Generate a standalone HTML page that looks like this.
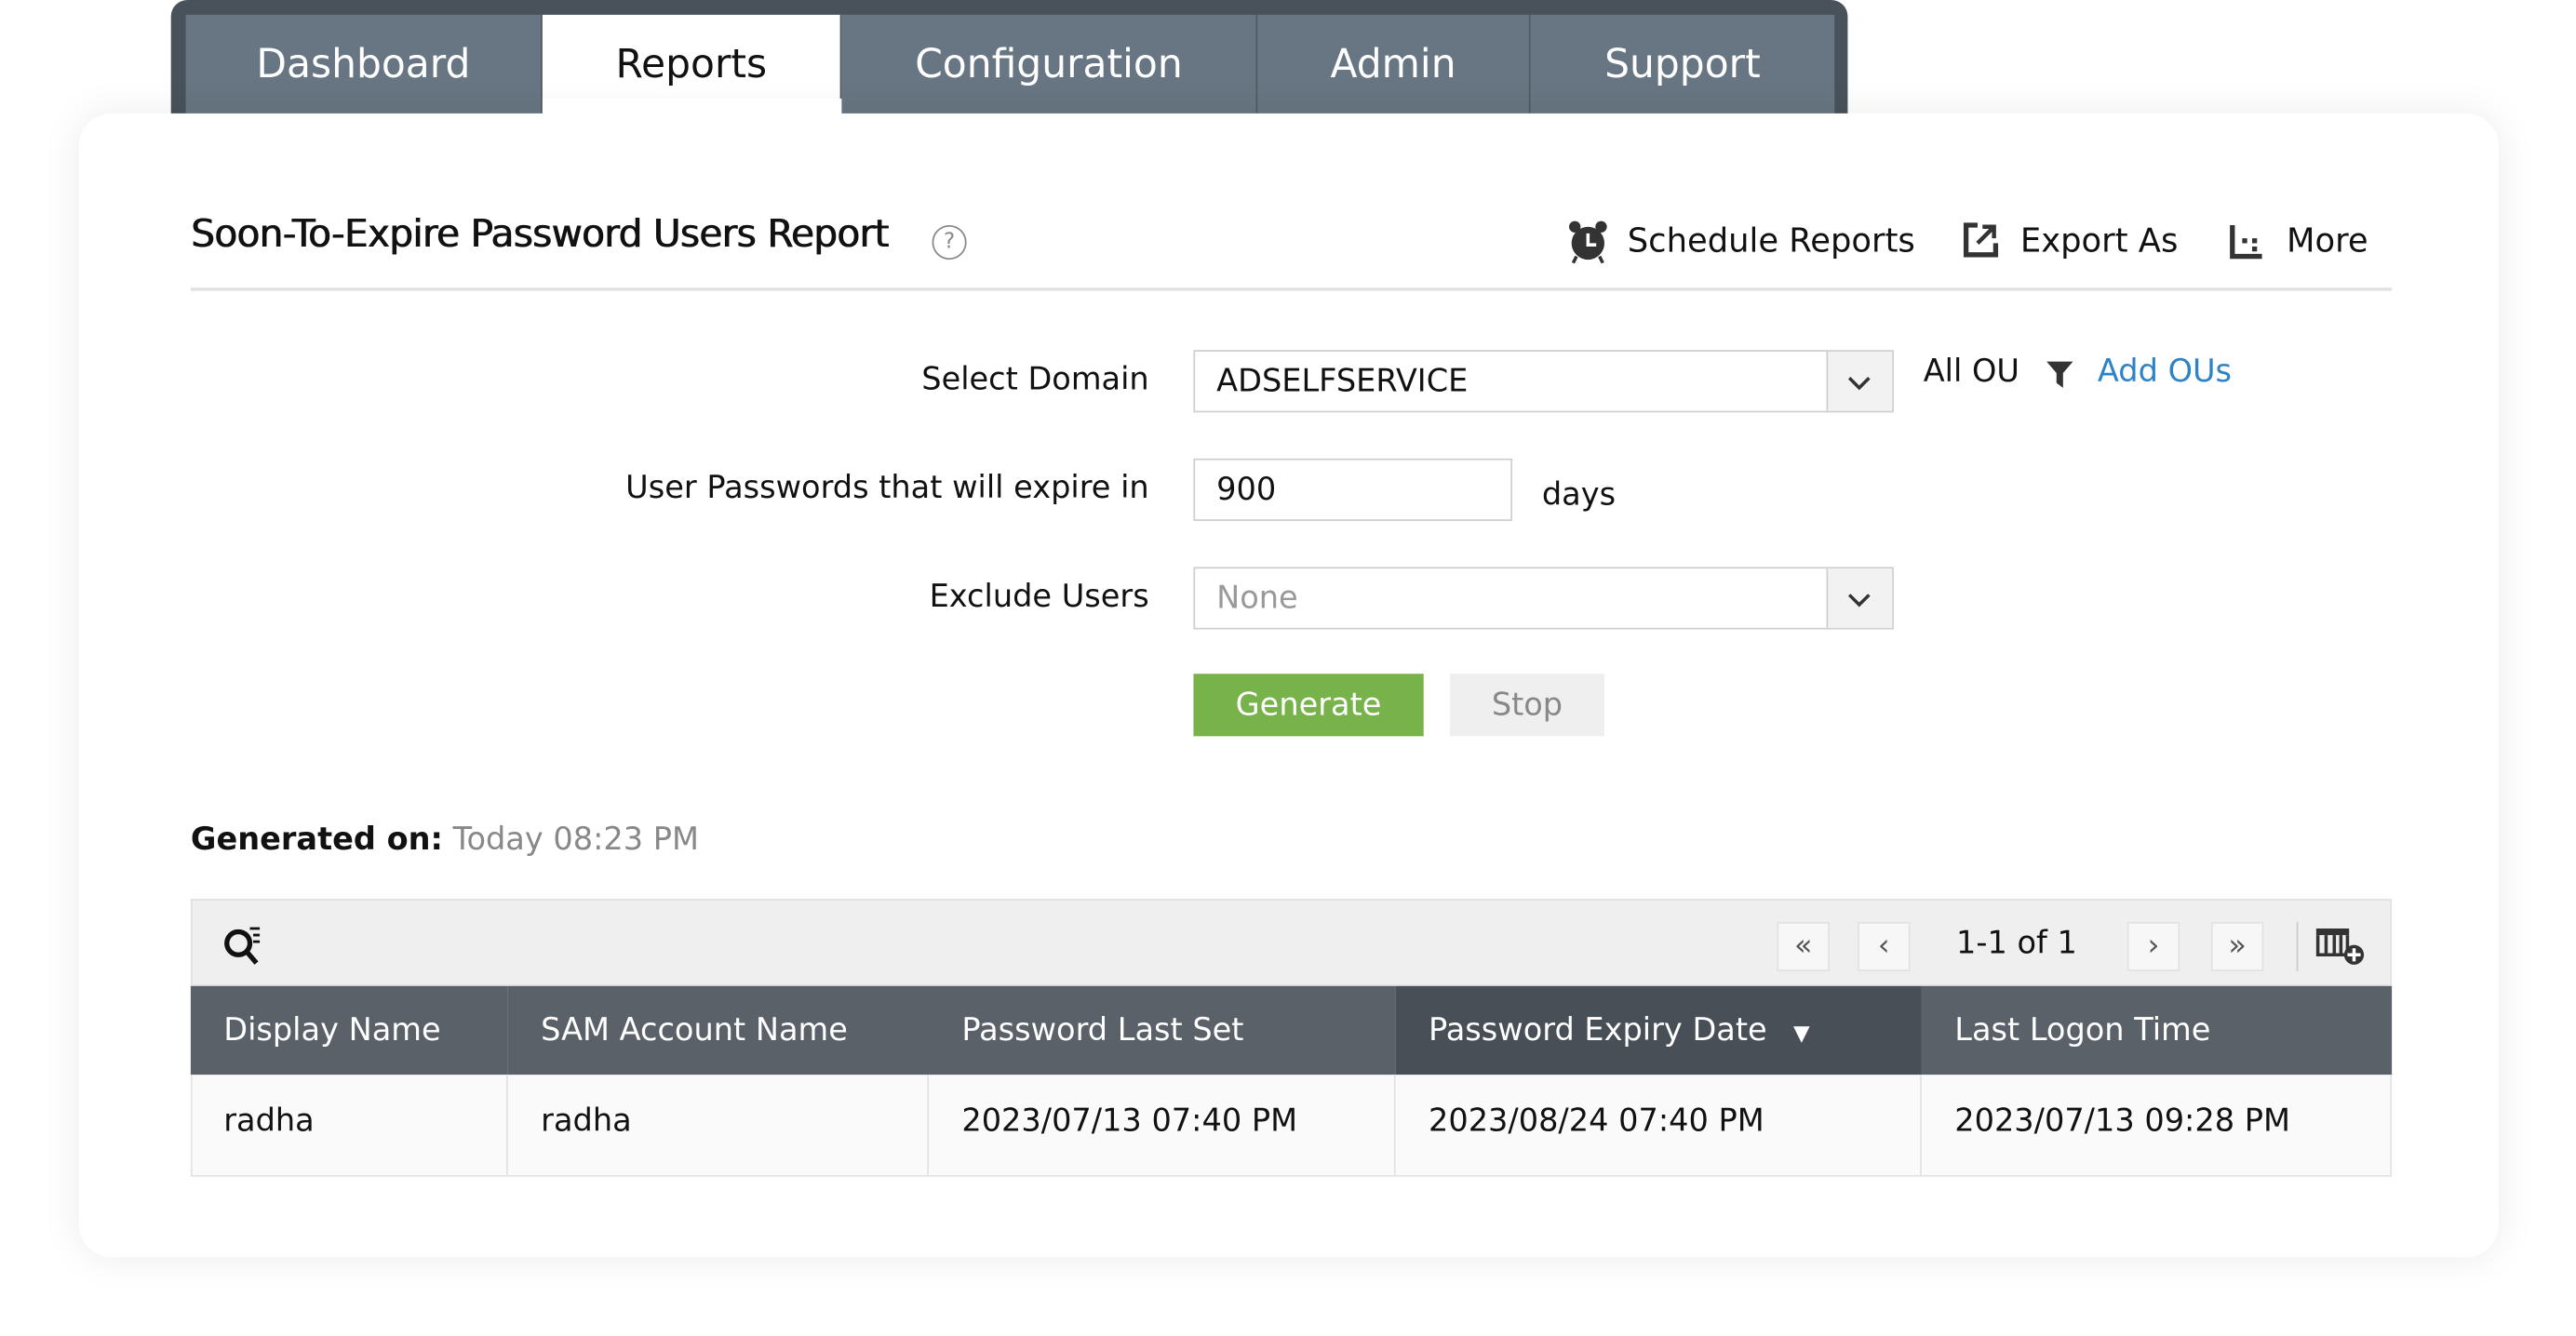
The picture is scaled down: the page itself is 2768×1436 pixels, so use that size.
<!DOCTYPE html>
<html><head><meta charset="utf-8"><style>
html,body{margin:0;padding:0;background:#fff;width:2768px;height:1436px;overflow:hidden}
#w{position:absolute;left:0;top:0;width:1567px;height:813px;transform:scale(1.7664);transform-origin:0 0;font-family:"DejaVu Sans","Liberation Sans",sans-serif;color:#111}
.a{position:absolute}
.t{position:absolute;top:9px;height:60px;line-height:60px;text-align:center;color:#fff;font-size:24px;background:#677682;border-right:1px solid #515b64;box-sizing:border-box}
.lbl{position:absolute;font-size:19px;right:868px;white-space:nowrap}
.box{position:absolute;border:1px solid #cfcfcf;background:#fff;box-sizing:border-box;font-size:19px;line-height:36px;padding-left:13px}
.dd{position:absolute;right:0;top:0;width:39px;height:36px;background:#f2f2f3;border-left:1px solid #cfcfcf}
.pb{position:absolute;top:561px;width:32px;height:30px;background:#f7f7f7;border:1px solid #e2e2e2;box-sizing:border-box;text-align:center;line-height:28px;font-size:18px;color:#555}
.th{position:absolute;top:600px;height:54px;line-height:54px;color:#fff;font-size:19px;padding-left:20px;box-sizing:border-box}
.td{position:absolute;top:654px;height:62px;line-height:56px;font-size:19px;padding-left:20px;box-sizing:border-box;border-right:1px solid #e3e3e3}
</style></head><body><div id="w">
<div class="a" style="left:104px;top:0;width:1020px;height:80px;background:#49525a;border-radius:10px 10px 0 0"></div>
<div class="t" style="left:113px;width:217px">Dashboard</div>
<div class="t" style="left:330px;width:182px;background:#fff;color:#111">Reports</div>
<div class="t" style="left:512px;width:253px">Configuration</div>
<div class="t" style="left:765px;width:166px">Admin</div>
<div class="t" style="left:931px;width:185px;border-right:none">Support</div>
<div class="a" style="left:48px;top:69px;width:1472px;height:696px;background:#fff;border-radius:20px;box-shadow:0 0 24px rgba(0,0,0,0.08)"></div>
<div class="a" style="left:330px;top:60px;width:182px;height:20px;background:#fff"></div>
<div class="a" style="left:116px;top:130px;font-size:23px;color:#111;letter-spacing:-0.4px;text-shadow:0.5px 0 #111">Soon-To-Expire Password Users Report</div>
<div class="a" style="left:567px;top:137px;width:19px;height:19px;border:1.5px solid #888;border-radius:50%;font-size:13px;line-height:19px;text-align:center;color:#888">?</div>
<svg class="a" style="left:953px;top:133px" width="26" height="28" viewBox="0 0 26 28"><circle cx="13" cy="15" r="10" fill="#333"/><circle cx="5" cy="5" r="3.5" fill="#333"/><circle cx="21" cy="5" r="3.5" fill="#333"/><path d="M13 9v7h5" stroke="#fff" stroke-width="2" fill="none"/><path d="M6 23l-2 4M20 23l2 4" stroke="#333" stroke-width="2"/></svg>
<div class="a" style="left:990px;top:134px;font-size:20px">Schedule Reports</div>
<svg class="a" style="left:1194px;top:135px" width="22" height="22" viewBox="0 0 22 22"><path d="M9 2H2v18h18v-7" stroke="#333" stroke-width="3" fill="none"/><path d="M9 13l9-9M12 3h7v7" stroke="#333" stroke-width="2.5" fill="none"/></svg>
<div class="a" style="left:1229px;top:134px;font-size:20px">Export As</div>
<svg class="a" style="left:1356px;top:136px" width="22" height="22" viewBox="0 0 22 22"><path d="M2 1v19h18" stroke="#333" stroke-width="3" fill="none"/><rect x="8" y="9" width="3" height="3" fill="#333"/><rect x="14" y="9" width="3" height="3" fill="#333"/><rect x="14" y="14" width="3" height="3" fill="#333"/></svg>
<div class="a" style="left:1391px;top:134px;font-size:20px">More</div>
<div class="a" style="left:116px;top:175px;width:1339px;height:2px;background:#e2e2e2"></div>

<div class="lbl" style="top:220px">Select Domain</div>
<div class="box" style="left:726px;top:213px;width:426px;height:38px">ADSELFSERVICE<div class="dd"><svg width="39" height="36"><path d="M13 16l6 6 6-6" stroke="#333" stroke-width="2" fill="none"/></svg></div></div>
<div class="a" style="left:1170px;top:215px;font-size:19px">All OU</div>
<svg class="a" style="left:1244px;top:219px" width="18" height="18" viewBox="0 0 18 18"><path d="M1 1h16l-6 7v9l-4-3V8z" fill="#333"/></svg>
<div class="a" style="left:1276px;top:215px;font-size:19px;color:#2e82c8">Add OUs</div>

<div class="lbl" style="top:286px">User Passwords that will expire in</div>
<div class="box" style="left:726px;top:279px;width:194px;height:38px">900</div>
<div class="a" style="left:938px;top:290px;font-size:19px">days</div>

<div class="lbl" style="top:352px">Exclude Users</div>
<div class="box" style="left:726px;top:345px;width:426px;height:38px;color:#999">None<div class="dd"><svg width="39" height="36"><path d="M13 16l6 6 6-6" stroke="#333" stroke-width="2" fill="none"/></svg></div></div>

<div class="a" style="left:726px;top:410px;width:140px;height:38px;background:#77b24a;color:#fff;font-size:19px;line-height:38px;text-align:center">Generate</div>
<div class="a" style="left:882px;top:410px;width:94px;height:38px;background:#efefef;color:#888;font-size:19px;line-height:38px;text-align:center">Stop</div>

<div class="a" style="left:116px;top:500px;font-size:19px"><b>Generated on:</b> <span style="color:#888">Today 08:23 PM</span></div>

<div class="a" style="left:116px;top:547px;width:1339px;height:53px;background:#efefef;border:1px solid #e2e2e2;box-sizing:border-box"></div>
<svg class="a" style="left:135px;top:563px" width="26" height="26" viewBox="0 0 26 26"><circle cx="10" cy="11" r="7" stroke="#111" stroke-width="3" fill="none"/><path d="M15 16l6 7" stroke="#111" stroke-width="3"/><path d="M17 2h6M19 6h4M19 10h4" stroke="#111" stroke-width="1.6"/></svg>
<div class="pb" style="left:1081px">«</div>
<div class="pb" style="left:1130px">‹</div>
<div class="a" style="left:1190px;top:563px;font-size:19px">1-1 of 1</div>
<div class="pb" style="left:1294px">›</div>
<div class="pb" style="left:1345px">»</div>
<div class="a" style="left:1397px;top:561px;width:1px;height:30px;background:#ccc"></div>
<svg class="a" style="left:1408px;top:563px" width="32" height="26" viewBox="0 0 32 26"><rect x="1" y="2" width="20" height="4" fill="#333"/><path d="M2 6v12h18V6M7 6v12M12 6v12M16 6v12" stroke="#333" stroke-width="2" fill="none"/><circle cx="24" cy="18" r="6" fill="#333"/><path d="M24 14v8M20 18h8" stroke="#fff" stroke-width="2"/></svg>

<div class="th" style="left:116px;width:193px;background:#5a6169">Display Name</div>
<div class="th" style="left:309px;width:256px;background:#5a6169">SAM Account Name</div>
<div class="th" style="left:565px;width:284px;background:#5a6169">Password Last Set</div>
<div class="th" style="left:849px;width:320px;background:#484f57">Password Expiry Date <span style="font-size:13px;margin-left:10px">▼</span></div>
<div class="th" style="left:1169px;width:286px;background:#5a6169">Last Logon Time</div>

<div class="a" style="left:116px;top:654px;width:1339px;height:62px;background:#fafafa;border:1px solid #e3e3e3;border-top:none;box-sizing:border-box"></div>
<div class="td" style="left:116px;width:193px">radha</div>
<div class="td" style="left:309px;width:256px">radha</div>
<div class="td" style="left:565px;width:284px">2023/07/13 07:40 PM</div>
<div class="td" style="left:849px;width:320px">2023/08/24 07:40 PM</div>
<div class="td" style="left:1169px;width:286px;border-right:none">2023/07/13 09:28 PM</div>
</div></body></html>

---*---

### Given instruction
Without the pictures, output the full listing exactly as it stands.

### Output for this task
Generate a standalone HTML page that looks like this.
The picture is scaled down: the page itself is 2768×1436 pixels, so use that size.
<!DOCTYPE html>
<html><head><meta charset="utf-8"><style>
html,body{margin:0;padding:0;background:#fff;width:2768px;height:1436px;overflow:hidden}
#w{position:absolute;left:0;top:0;width:1567px;height:813px;transform:scale(1.7664);transform-origin:0 0;font-family:"DejaVu Sans","Liberation Sans",sans-serif;color:#111}
.a{position:absolute}
.t{position:absolute;top:9px;height:60px;line-height:60px;text-align:center;color:#fff;font-size:24px;background:#677682;border-right:1px solid #515b64;box-sizing:border-box}
.lbl{position:absolute;font-size:19px;right:868px;white-space:nowrap}
.box{position:absolute;border:1px solid #cfcfcf;background:#fff;box-sizing:border-box;font-size:19px;line-height:36px;padding-left:13px}
.dd{position:absolute;right:0;top:0;width:39px;height:36px;background:#f2f2f3;border-left:1px solid #cfcfcf}
.pb{position:absolute;top:561px;width:32px;height:30px;background:#f7f7f7;border:1px solid #e2e2e2;box-sizing:border-box;text-align:center;line-height:28px;font-size:18px;color:#555}
.th{position:absolute;top:600px;height:54px;line-height:54px;color:#fff;font-size:19px;padding-left:20px;box-sizing:border-box}
.td{position:absolute;top:654px;height:62px;line-height:56px;font-size:19px;padding-left:20px;box-sizing:border-box;border-right:1px solid #e3e3e3}
</style></head><body><div id="w">
<div class="a" style="left:104px;top:0;width:1020px;height:80px;background:#49525a;border-radius:10px 10px 0 0"></div>
<div class="t" style="left:113px;width:217px">Dashboard</div>
<div class="t" style="left:330px;width:182px;background:#fff;color:#111">Reports</div>
<div class="t" style="left:512px;width:253px">Configuration</div>
<div class="t" style="left:765px;width:166px">Admin</div>
<div class="t" style="left:931px;width:185px;border-right:none">Support</div>
<div class="a" style="left:48px;top:69px;width:1472px;height:696px;background:#fff;border-radius:20px;box-shadow:0 0 24px rgba(0,0,0,0.08)"></div>
<div class="a" style="left:330px;top:60px;width:182px;height:20px;background:#fff"></div>
<div class="a" style="left:116px;top:130px;font-size:23px;color:#111;letter-spacing:-0.4px;text-shadow:0.5px 0 #111">Soon-To-Expire Password Users Report</div>
<div class="a" style="left:567px;top:137px;width:19px;height:19px;border:1.5px solid #888;border-radius:50%;font-size:13px;line-height:19px;text-align:center;color:#888">?</div>
<svg class="a" style="left:953px;top:133px" width="26" height="28" viewBox="0 0 26 28"><circle cx="13" cy="15" r="10" fill="#333"/><circle cx="5" cy="5" r="3.5" fill="#333"/><circle cx="21" cy="5" r="3.5" fill="#333"/><path d="M13 9v7h5" stroke="#fff" stroke-width="2" fill="none"/><path d="M6 23l-2 4M20 23l2 4" stroke="#333" stroke-width="2"/></svg>
<div class="a" style="left:990px;top:134px;font-size:20px">Schedule Reports</div>
<svg class="a" style="left:1194px;top:135px" width="22" height="22" viewBox="0 0 22 22"><path d="M9 2H2v18h18v-7" stroke="#333" stroke-width="3" fill="none"/><path d="M9 13l9-9M12 3h7v7" stroke="#333" stroke-width="2.5" fill="none"/></svg>
<div class="a" style="left:1229px;top:134px;font-size:20px">Export As</div>
<svg class="a" style="left:1356px;top:136px" width="22" height="22" viewBox="0 0 22 22"><path d="M2 1v19h18" stroke="#333" stroke-width="3" fill="none"/><rect x="8" y="9" width="3" height="3" fill="#333"/><rect x="14" y="9" width="3" height="3" fill="#333"/><rect x="14" y="14" width="3" height="3" fill="#333"/></svg>
<div class="a" style="left:1391px;top:134px;font-size:20px">More</div>
<div class="a" style="left:116px;top:175px;width:1339px;height:2px;background:#e2e2e2"></div>

<div class="lbl" style="top:220px">Select Domain</div>
<div class="box" style="left:726px;top:213px;width:426px;height:38px">ADSELFSERVICE<div class="dd"><svg width="39" height="36"><path d="M13 16l6 6 6-6" stroke="#333" stroke-width="2" fill="none"/></svg></div></div>
<div class="a" style="left:1170px;top:215px;font-size:19px">All OU</div>
<svg class="a" style="left:1244px;top:219px" width="18" height="18" viewBox="0 0 18 18"><path d="M1 1h16l-6 7v9l-4-3V8z" fill="#333"/></svg>
<div class="a" style="left:1276px;top:215px;font-size:19px;color:#2e82c8">Add OUs</div>

<div class="lbl" style="top:286px">User Passwords that will expire in</div>
<div class="box" style="left:726px;top:279px;width:194px;height:38px">900</div>
<div class="a" style="left:938px;top:290px;font-size:19px">days</div>

<div class="lbl" style="top:352px">Exclude Users</div>
<div class="box" style="left:726px;top:345px;width:426px;height:38px;color:#999">None<div class="dd"><svg width="39" height="36"><path d="M13 16l6 6 6-6" stroke="#333" stroke-width="2" fill="none"/></svg></div></div>

<div class="a" style="left:726px;top:410px;width:140px;height:38px;background:#77b24a;color:#fff;font-size:19px;line-height:38px;text-align:center">Generate</div>
<div class="a" style="left:882px;top:410px;width:94px;height:38px;background:#efefef;color:#888;font-size:19px;line-height:38px;text-align:center">Stop</div>

<div class="a" style="left:116px;top:500px;font-size:19px"><b>Generated on:</b> <span style="color:#888">Today 08:23 PM</span></div>

<div class="a" style="left:116px;top:547px;width:1339px;height:53px;background:#efefef;border:1px solid #e2e2e2;box-sizing:border-box"></div>
<svg class="a" style="left:135px;top:563px" width="26" height="26" viewBox="0 0 26 26"><circle cx="10" cy="11" r="7" stroke="#111" stroke-width="3" fill="none"/><path d="M15 16l6 7" stroke="#111" stroke-width="3"/><path d="M17 2h6M19 6h4M19 10h4" stroke="#111" stroke-width="1.6"/></svg>
<div class="pb" style="left:1081px">«</div>
<div class="pb" style="left:1130px">‹</div>
<div class="a" style="left:1190px;top:563px;font-size:19px">1-1 of 1</div>
<div class="pb" style="left:1294px">›</div>
<div class="pb" style="left:1345px">»</div>
<div class="a" style="left:1397px;top:561px;width:1px;height:30px;background:#ccc"></div>
<svg class="a" style="left:1408px;top:563px" width="32" height="26" viewBox="0 0 32 26"><rect x="1" y="2" width="20" height="4" fill="#333"/><path d="M2 6v12h18V6M7 6v12M12 6v12M16 6v12" stroke="#333" stroke-width="2" fill="none"/><circle cx="24" cy="18" r="6" fill="#333"/><path d="M24 14v8M20 18h8" stroke="#fff" stroke-width="2"/></svg>

<div class="th" style="left:116px;width:193px;background:#5a6169">Display Name</div>
<div class="th" style="left:309px;width:256px;background:#5a6169">SAM Account Name</div>
<div class="th" style="left:565px;width:284px;background:#5a6169">Password Last Set</div>
<div class="th" style="left:849px;width:320px;background:#484f57">Password Expiry Date <span style="font-size:13px;margin-left:10px">▼</span></div>
<div class="th" style="left:1169px;width:286px;background:#5a6169">Last Logon Time</div>

<div class="a" style="left:116px;top:654px;width:1339px;height:62px;background:#fafafa;border:1px solid #e3e3e3;border-top:none;box-sizing:border-box"></div>
<div class="td" style="left:116px;width:193px">radha</div>
<div class="td" style="left:309px;width:256px">radha</div>
<div class="td" style="left:565px;width:284px">2023/07/13 07:40 PM</div>
<div class="td" style="left:849px;width:320px">2023/08/24 07:40 PM</div>
<div class="td" style="left:1169px;width:286px;border-right:none">2023/07/13 09:28 PM</div>
</div></body></html>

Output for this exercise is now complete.